Google CEO’s Foundation Paid WH Staffers in What Legal Team Called ’Conflict of Interest’
02:33 GMT 29.03.2022 (Updated: 02:35 GMT 29.03.2022)
Google CEO Eric Schmidt’s foundation paid the salaries of multiple employees of the White House Office of Science and Technology Policy, according to a shocking new report which appears to expose corruption at the highest levels of US government.
Per Politico, Schmidt’s charitable organization, Schmidt Futures, “indirectly paid the salaries of two science-office employees, including, for six weeks, that of the current chief of staff, Marc Aidinoff, who is now one of the most senior officials in the office.”
“[Schmidt Futures] involvement in funding positions for specific figures raised repeated red flags from internal White House watchdogs,” according to Politico.
White House staffers reportedly described Schmidt’s “unusual level of influence” over the office–-including at least a dozen of the office’s 140-some employees allegedly having direct connections to the former Google CEO–led to a situation where its legal team “regularly flagged possible conflicts of interest involving Schmidt and Schmidt Futures,” the article notes.
The office’s general counsel at the time, Rachel Wallace, told Politico that she “and others on the legal team had been noticing a large number of staff with financial connections to Schmidt Futures and were increasingly concerned about the influence this organization was able to have through these individuals.”
Wallace went public as a whistleblower with the Government Accountability Project in March after Biden’s former science advisor Eric Lander stepped down after a White House investigation found “credible evidence” that he bullied Wallace and violated other workplace standards with multiple employees.
Lander is also reportedly another close associate of the Google CEO.
2 March 2022, 05:52 GMT
Although the White House reportedly said there was "nothing unusual about its ties to Schmidt," Politico reports that one legal analyst with the OSTP directly requested a colleague withdraw from the Schmidt fellowship because their work for the foundation and the White House, “poses a very significant conflict of interest” and that two employees subsequently exited their positions.
Eric Schmidt’s proximity to the US national security state (and the Democratic Party establishment in particular) is no secret. In 2016, the Tech Transparency Project described Schmidt as “Obama's Chief Corporate Ally.”
He chaired the U.S. National Commission on Artificial Intelligence from 2018 to 2021 and co-authored a 2021 book with former US Secretary of State Henry Kissinger, “The Age of AI: And Our Human Future,” calling for greater investment in Artificial Intelligence as a means of confronting China.
In the keynote address given to the Air Force Association Warfare Symposium on March 4, Schmidt urged more Google-DoD AI initiatives like the controversial Project Maven, which ultimately led around a dozen conscientious Google employees to resign in protest: “We need 20, 30, 40 such groups. More, more, more.”

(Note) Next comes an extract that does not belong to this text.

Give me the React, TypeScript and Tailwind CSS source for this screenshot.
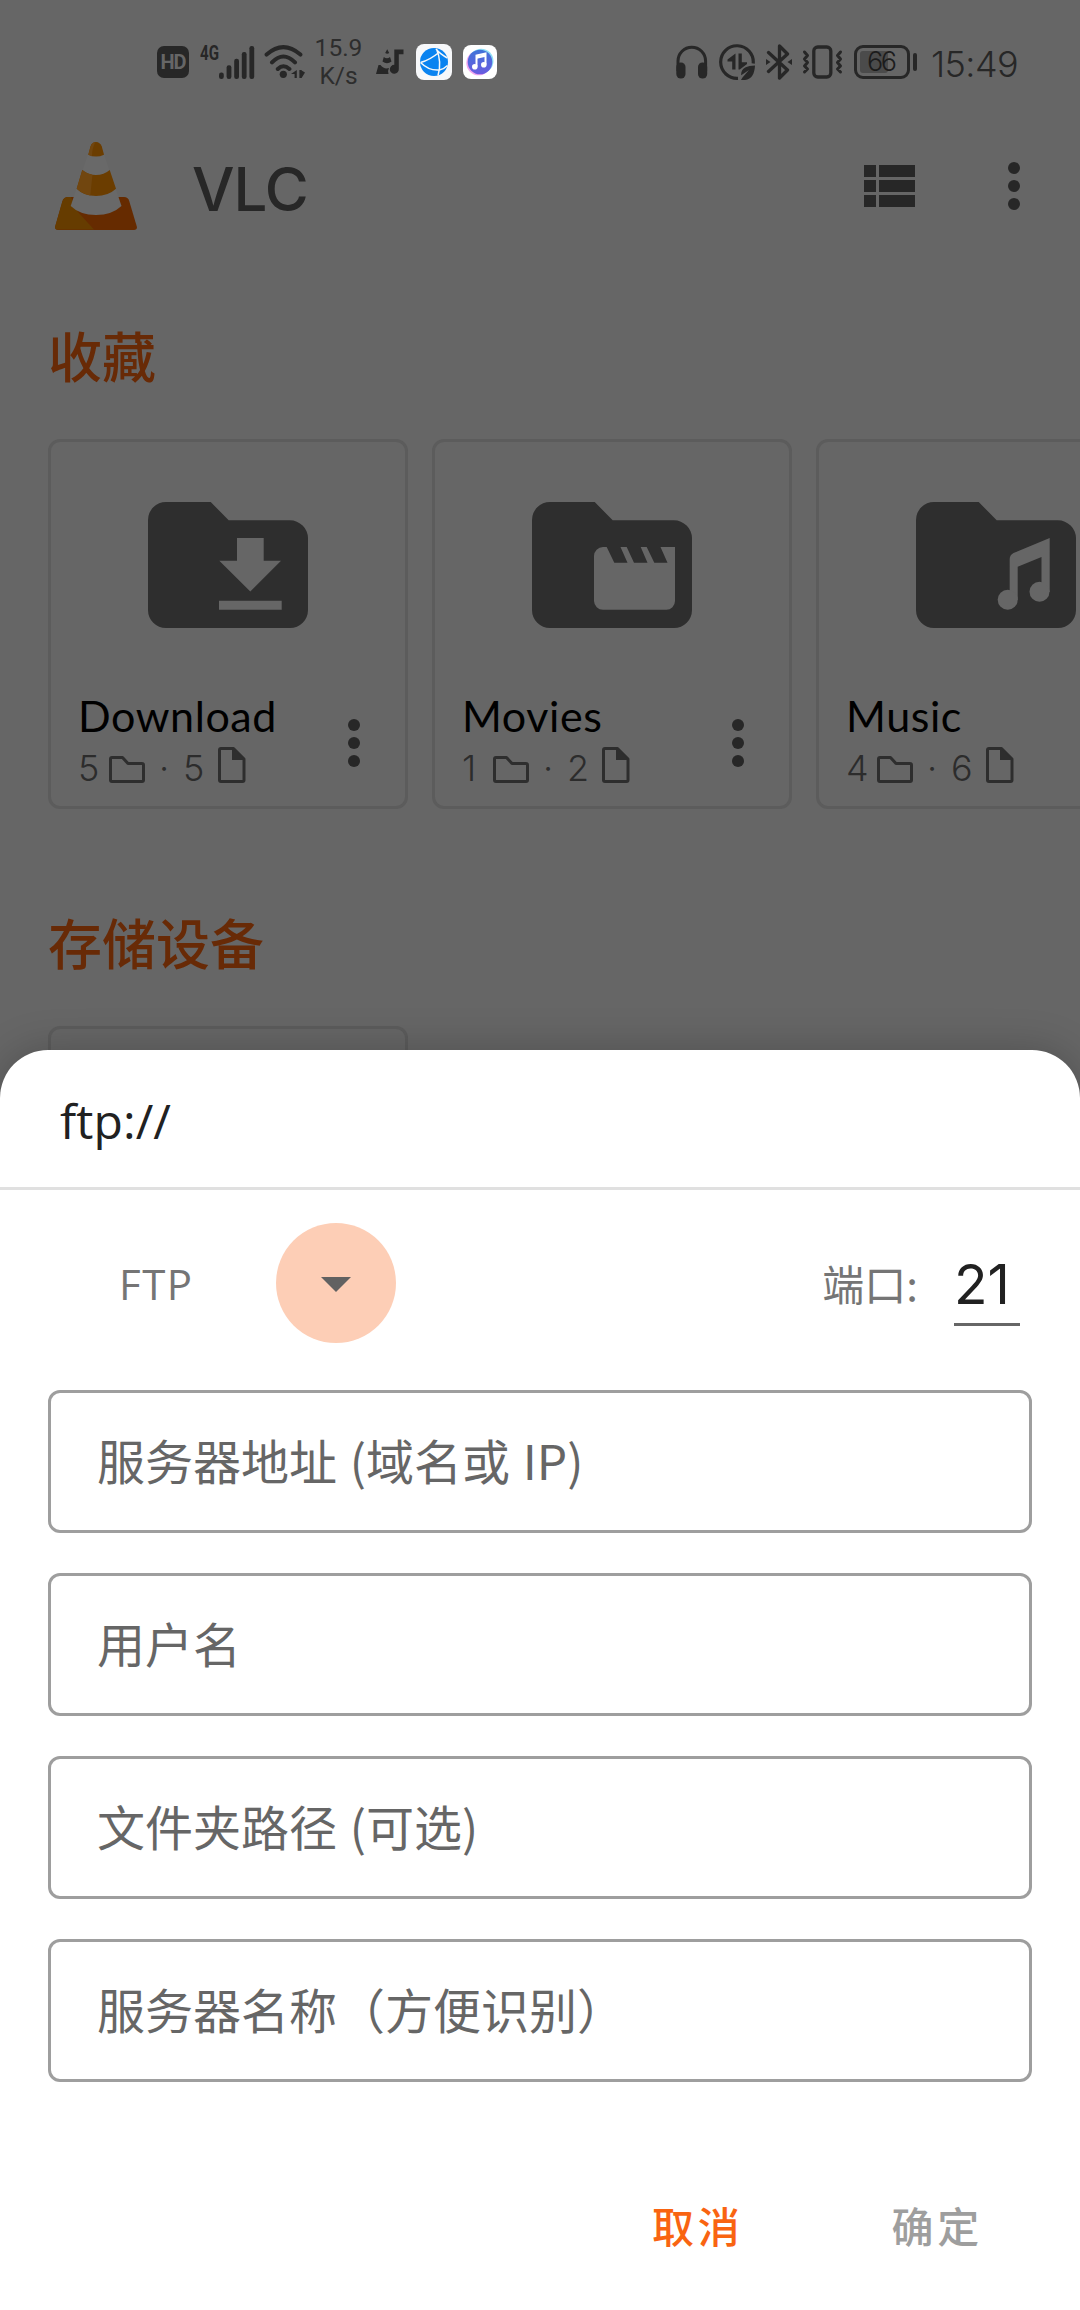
import React from "react";

const INK = "#272727";

function SignalBars() {
  const bars = [26.5, 19.3, 12.7, 6, 0];
  return (
    <svg width="36" height="33" viewBox="0 0 36 33" fill={INK}>
      {bars.map((top, i) => (
        <rect key={top} x={i * 7.6} y={top} width="4.8" height={33 - top} rx="2.2" />
      ))}
    </svg>
  );
}

function Wifi() {
  return (
    <svg width="42" height="34" viewBox="0 0 42 34" fill="none" stroke={INK} strokeWidth="4" strokeLinecap="round">
      <path d="M2.6 9.6Q19.3 -5.2 36.4 9.6M8 17.4Q19.3 5.5 31 17.4M13.8 24Q19.3 18.5 25.4 24" />
      <circle cx="19.3" cy="29.3" r="3.6" fill={INK} stroke="none" />
      <path d="M32.8 25v8h-2.2v-4H27zM35.4 33v-8h2.2v0.6l3.4 1.8-3.4 5.6z" fill={INK} stroke="none" />
    </svg>
  );
}

function ConeNote() {
  return (
    <svg width="28" height="26" viewBox="0 0 28 26" fill={INK}>
      <path d="M9.200 4L11.200 0.300 13.200 4Q11.200 5.400 9.200 4zM7.800 8Q11 10.500 14 8L15.500 12.500Q11 16 6.500 12.500zM2.500 16H4.500Q8 20.500 13 19 11.500 21.500 12.500 25H0z" />
      <path d="M18.300 0.500H27.500V5.200H22.800V20A4.500 4.500 0 1 1 18.300 15.800z" />
    </svg>
  );
}

function BrowserApp() {
  return (
    <svg width="36" height="36" viewBox="0 0 36 36">
      <rect width="36" height="36" rx="8" fill="#f7f8fa" />
      <circle cx="18" cy="18" r="14" fill="#0a83f0" />
      <g fill="none" stroke="#f7f8fa" strokeWidth="1.5">
        <path d="M20 5Q24 10 31.500 14M20.500 5Q26 18 22 31.500M4.500 18.500Q14 16 23.500 8M4.500 18.500Q13 27 23.500 26 28 25 31.500 21.500" />
      </g>
    </svg>
  );
}

function MusicApp() {
  return (
    <svg width="34" height="34" viewBox="0 0 34 34">
      <defs>
        <linearGradient id="music-app" x1="0" y1="0" x2="0" y2="1">
          <stop offset="0" stopColor="#3f74d8" />
          <stop offset="1" stopColor="#6a5be0" />
        </linearGradient>
      </defs>
      <rect width="34" height="34" rx="8" fill="#fff" />
      <circle cx="15.600" cy="18" r="12.300" fill="#f2a5ee" />
      <circle cx="18.200" cy="16" r="12.300" fill="#8fe0f5" />
      <circle cx="17" cy="17" r="12.300" fill="url(#music-app)" />
      <path d="M13.500 21.500V10.500L22.500 8.500V19.500" fill="none" stroke="#fff" strokeWidth="2" />
      <path d="M13.500 12.500L22.500 10.500" stroke="#fff" strokeWidth="2.500" />
      <circle cx="11.800" cy="21.800" r="2.800" fill="#fff" />
      <circle cx="20.800" cy="19.800" r="2.800" fill="#fff" />
    </svg>
  );
}

function Headphones() {
  return (
    <svg width="32" height="34" viewBox="0 0 32 34" fill={INK}>
      <path d="M2 26V16A13.800 13.800 0 0 1 29.600 16V26" fill="none" stroke={INK} strokeWidth="3" />
      <rect x="0.300" y="17.500" width="9.200" height="16" rx="4.500" />
      <rect x="22" y="17.500" width="9.200" height="16" rx="4.500" />
    </svg>
  );
}

function DataSaver() {
  return (
    <svg width="36" height="36" viewBox="0 0 36 36" fill={INK}>
      <path d="M19 34.300A16.300 16.300 0 1 1 34.200 19.500" fill="none" stroke={INK} strokeWidth="3.200" />
      <path d="M16.500 9.500V25.500H13.200V17.500H8.500V15.500zM19.500 9.500H22.800V18.300H28V20L20.800 25.500H19.500z" />
      <path d="M36 21.500C28 21.500 21.500 24.500 22.200 31.200L30 26 23.500 33.500 22 36C32 37 35.500 31 36 21.500z" />
    </svg>
  );
}

function Bluetooth() {
  return (
    <svg width="26" height="36" viewBox="0 0 26 36" fill={INK}>
      <path d="M2.500 8.500L21.500 26 13.500 34V2L21.500 10 2.500 27.500" fill="none" stroke={INK} strokeWidth="3.300" strokeLinejoin="round" strokeLinecap="round" />
      <path d="M0 15L4.500 18 0 21zM26 15L21.500 18 26 21z" />
    </svg>
  );
}

function Vibrate() {
  return (
    <svg width="41" height="34" viewBox="0 0 41 34" fill="none" stroke={INK} strokeWidth="3.300" strokeLinecap="round" strokeLinejoin="round">
      <rect x="11.800" y="2" width="17" height="30" rx="4" />
      <path d="M2.500 7L5.500 10.500 2.500 14 5.500 17.500 2.500 21 5.500 24 2.500 27M38.500 7L35.500 10.500 38.500 14 35.500 17.500 38.500 21 35.500 24 38.500 27" strokeWidth="3" />
    </svg>
  );
}

function Battery() {
  return (
    <div className="flex items-center">
      <div className="flex h-[34px] w-[56px] rounded-[9px] border-[3px] border-[#272727] p-[3px]">
        <div className="relative h-full w-[28px] rounded-[3px] bg-[#4b4b4b]">
          <span className="absolute top-[-1px] left-[7px] text-[27px] leading-[24px] font-light tracking-[-2.500px] text-[#1c1c1c] font-['Inter',sans-serif]">66</span>
        </div>
      </div>
      <div className="ml-[3px] h-[18px] w-[4px] rounded-full bg-[#272727]" />
    </div>
  );
}

function StatusBar() {
  return (
    <div className="flex h-[124px] items-center pl-[157px] text-[#272727]">
      <div className="flex h-[32px] w-[32px] items-center justify-center rounded-[7px] bg-[#272727] text-[20px] leading-none font-bold tracking-[-1px] text-[#666] font-['Roboto',sans-serif]">
        HD
      </div>
      <div className="ml-[11px] flex h-[34px] w-[19px] items-start">
        <span className="origin-left scale-x-[0.72] text-[21px] leading-[16px] font-bold font-['Roboto',sans-serif]">4G</span>
      </div>
      <SignalBars />
      <div className="ml-[9px]"><Wifi /></div>
      <div className="ml-[8px] flex w-[49px] flex-col items-center text-[24.500px] leading-[28.500px] text-[#2d2d2d] font-['Roboto',sans-serif]">
        <span>15.9</span>
        <span>K/s</span>
      </div>
      <div className="ml-[13px]"><ConeNote /></div>
      <div className="ml-[12px]"><BrowserApp /></div>
      <div className="ml-[11px]"><MusicApp /></div>
      <div className="ml-[179px]"><Headphones /></div>
      <div className="ml-[11px]"><DataSaver /></div>
      <div className="ml-[11px]"><Bluetooth /></div>
      <div className="ml-[10px]"><Vibrate /></div>
      <div className="ml-[11px]"><Battery /></div>
      <span className="ml-[14px] pt-[4px] text-[36px] leading-[40px] font-light tracking-[-0.600px] font-['Inter',sans-serif]">15:49</span>
    </div>
  );
}

function VlcCone() {
  return (
    <svg width="82" height="88" viewBox="0 0 82 88">
      <path d="M13 55H69Q73 55 74.200 59L81.800 84.500Q82.500 88 79 88H3Q-0.500 88 0.200 84.500L7.500 59Q9 55 13 55z" fill="#662b00" />
      <path d="M13 55H16L23 70 39 87.500H3Q-0.500 88 0.200 84.500L7.500 59Q9 55 13 55z" fill="#663c00" />
      <path d="M33 12L49 12 66.500 64Q57 73 41 73T15.700 64z" fill="#696969" />
      <path d="M33.300 12.700L35.500 4.500Q37 0 41 0T46.800 4.500L49 12.700Q41 16.500 33.300 12.700z" fill="#6b3d00" />
      <path d="M33.300 12.700L35.500 4.500Q37 0 40.500 0Q37 6 37 14.200Z" fill="#71460f" />
      <path d="M27.300 28Q33 33 41 33T54.700 28L61 46.700Q53 54 41 54T21.700 46.700z" fill="#6b3d00" />
      <path d="M27.300 28Q31 31.300 37.500 32.700L35.300 53.500Q27 52 21.700 46.700z" fill="#71460f" />
    </svg>
  );
}

function MoreDots() {
  return (
    <svg width="12" height="48" viewBox="0 0 12 48" fill={INK}>
      <circle cx="6" cy="6" r="6" />
      <circle cx="6" cy="24" r="6" />
      <circle cx="6" cy="42" r="6" />
    </svg>
  );
}

function ListIcon() {
  return (
    <svg width="51" height="42" viewBox="0 0 51 42" fill={INK}>
      {[0, 15, 30].map((y) => (
        <g key={y}>
          <rect y={y} width="12" height="12" />
          <rect x="15" y={y} width="36" height="12" />
        </g>
      ))}
    </svg>
  );
}

type Kind = "download" | "movies" | "music";

function FolderIcon({ kind }: { kind: Kind }) {
  return (
    <svg width="160" height="126" viewBox="16 32 160 126">
      <path d="M34 32H78.700L96.700 50.300H158A18 18 0 0 1 176 68V140A18 18 0 0 1 158 158H34A18 18 0 0 1 16 140V50A18 18 0 0 1 34 32z" fill="#2e2e2e" />
      {kind === "download" && (
        <path d="M105 68H131.700V90.700H149L118.300 121.500 87.300 90.700H105zM87 130.700H149.700V139.700H87z" fill="#666" />
      )}
      {kind === "movies" && (
        <path d="M87 77H90.700L98.300 92.700H111.500L104.500 77H110.700L118 92.700H131.500L124.700 77H130.700L138.300 92.700H151.500L144.500 77H159V131A8.700 8.700 0 0 1 150.300 139.700H87A9 9 0 0 1 78 131V86A9 9 0 0 1 87 77z" fill="#666" />
      )}
      {kind === "music" && (
        <g fill="#666">
          <path d="M109.700 130V89Q109.700 85 113.500 83L149.700 68V122H141.500V87L117.700 96.700V130z" />
          <circle cx="107.700" cy="129.700" r="10" />
          <circle cx="139.500" cy="121.700" r="10" />
        </g>
      )}
    </svg>
  );
}

function SmallFolder() {
  return (
    <svg width="36" height="27" viewBox="0 0 36 27" fill="none" stroke="#2e2e2e" strokeWidth="3" strokeLinejoin="round">
      <path d="M3 1.500H13.500L19 7.500H33Q34.500 7.500 34.500 9V24Q34.500 25.500 33 25.500H3Q1.500 25.500 1.500 24V3Q1.500 1.500 3 1.500z" />
    </svg>
  );
}

function SmallFile() {
  return (
    <svg width="28" height="36" viewBox="0 0 28 36">
      <path d="M3 1.500H15.500L26 12V33Q26 34.500 24.500 34.500H3Q1.500 34.500 1.500 33V3Q1.500 1.500 3 1.500z" fill="none" stroke="#2e2e2e" strokeWidth="3" strokeLinejoin="round" />
      <path d="M14 1.500L27 13H14z" fill="#2e2e2e" />
    </svg>
  );
}

interface Favourite {
  name: string;
  kind: Kind;
  folders: number;
  files: number;
}

const favourites: Favourite[] = [
  { name: "Download", kind: "download", folders: 5, files: 5 },
  { name: "Movies", kind: "movies", folders: 1, files: 2 },
  { name: "Music", kind: "music", folders: 4, files: 6 },
];

function FavouriteCard({ name, kind, folders, files }: Favourite) {
  return (
    <div className="flex h-[370px] w-[360px] shrink-0 flex-col rounded-[12px] border-[3px] border-[#5c5c5c]">
      <div className="mt-[60px] flex justify-center">
        <FolderIcon kind={kind} />
      </div>
      <div className="mt-[58px] flex justify-between pr-[45px] pl-[27px]">
        <div className="flex flex-col">
          <span className="text-[43px] leading-[60px] tracking-[0.600px] text-black font-['Lato',sans-serif]">{name}</span>
          <div className="mt-[-1px] flex h-[38px] items-end text-[36px] leading-[38px] font-light text-[#2c2c2c] font-['Inter',sans-serif]">
            <span className="mb-[-4px] w-[31px]">{folders}</span>
            <SmallFolder />
            <span className="mb-[-4px] w-[38px] text-center">·</span>
            <span className="mb-[-4px] w-[35px]">{files}</span>
            <SmallFile />
          </div>
        </div>
        <div className="mt-[33px]"><MoreDots /></div>
      </div>
    </div>
  );
}

function SectionTitle({ children }: { children: React.ReactNode }) {
  return (
    <h2 className="h-[72px] pl-[48px] text-[54px] leading-[68px] font-medium text-[#682a06] font-['Noto_Sans_CJK_SC',sans-serif]">
      {children}
    </h2>
  );
}

const fields = ["服务器地址 (域名或 IP)", "用户名", "文件夹路径 (可选)", "服务器名称（方便识别）"];

function ServerSheet() {
  return (
    <div className="absolute inset-x-0 bottom-0 h-[1260px] rounded-t-[48px] bg-white shadow-[0_0_42px_rgba(0,0,0,0.22)]">
      <div className="flex h-[140px] items-center border-b-[3px] border-[#e0e0e0] pt-[4px] pl-[60px]">
        <span className="text-[48px] leading-[60px] tracking-[0.100px] text-[#212121] font-['Open_Sans',sans-serif]">ftp://</span>
      </div>
      <div className="flex h-[186px] items-center pr-[60px] pl-[119px] text-[42px] text-[#757575]">
        <span className="w-[157px] pt-[2px] leading-[60px] tracking-[1.500px] font-['Open_Sans',sans-serif]">FTP</span>
        <div className="flex h-[120px] w-[120px] items-center justify-center rounded-full bg-[#fdceb6]">
          <svg width="30" height="15" viewBox="0 0 30 15" className="mt-[3px]" fill="#616161">
            <path d="M0 0H30L15 15z" />
          </svg>
        </div>
        <span className="ml-auto leading-[60px] font-['Noto_Sans_CJK_SC',sans-serif]">端口:</span>
        <div className="ml-[36px] flex h-[86px] w-[66px] items-center border-b-[3px] border-[#666] pt-[6px] text-[55px] text-[#212121] font-['Inter',sans-serif]">
          21
        </div>
      </div>
      <div className="mt-[14px] flex flex-col gap-[40px] px-[48px]">
        {fields.map((label) => (
          <div
            key={label}
            className="flex h-[143px] items-center rounded-[12px] border-[3px] border-[#9e9e9e] pb-[5px] pl-[46px] text-[48px] text-[#666] [word-spacing:2px] font-['Noto_Sans_CJK_SC',sans-serif]"
          >
            {label}
          </div>
        ))}
      </div>
      <div className="mt-[110px] flex justify-end gap-[148px] pr-[97px] text-[42px] leading-[66px] font-medium tracking-[3.750px] font-['Noto_Sans_CJK_SC',sans-serif]">
        <button className="text-[#f96411]">取消</button>
        <button className="text-[#9e9e9e]">确定</button>
      </div>
    </div>
  );
}

export default function App() {
  return (
    <div className="relative h-[2310px] w-[1080px] overflow-hidden bg-[#666]">
      <StatusBar />
      <div className="flex h-[124px] items-center pr-[60px] pl-[55px]">
        <VlcCone />
        <h1 className="ml-[55px] pt-[6px] text-[60px] leading-[72px] font-medium tracking-[-1px] text-[#272727] font-['Inter',sans-serif]">VLC</h1>
        <div className="ml-auto flex items-center gap-[93px]">
          <ListIcon />
          <MoreDots />
        </div>
      </div>
      <div className="pt-[73px]">
        <SectionTitle>收藏</SectionTitle>
        <div className="mt-[46px] flex gap-[24px] pl-[48px]">
          {favourites.map((f) => (
            <FavouriteCard key={f.name} {...f} />
          ))}
        </div>
      </div>
      <div className="pt-[99px]">
        <SectionTitle>存储设备</SectionTitle>
        <div className="mt-[46px] ml-[48px] h-[370px] w-[360px] rounded-[12px] border-[3px] border-[#5c5c5c]" />
      </div>
      <ServerSheet />
    </div>
  );
}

Described by Wikileaks founder and whistleblower Julian Assange in a 2014 article recalling their meeting, “Schmidt’s tenure as CEO saw Google integrate with the shadiest of US power structures as it expanded into a geographically invasive megacorporation.”
As Assange tells it: “Schmidt fits exactly where he is: the point where the centrist, liberal, and imperialist tendencies meet in American political life. By all appearances, Google's bosses genuinely believe in the civilizing power of enlightened multinational corporations, and they see this mission as continuous with the shaping of the world according to the better judgment of the ‘benevolent superpower.’ They will tell you that open-mindedness is a virtue, but all perspectives that challenge the exceptionalist drive at the heart of American foreign policy will remain invisible to them.”
What Lockheed Martin was for the twentieth century, technology and cyber-security companies appear poised to become in the twenty-first.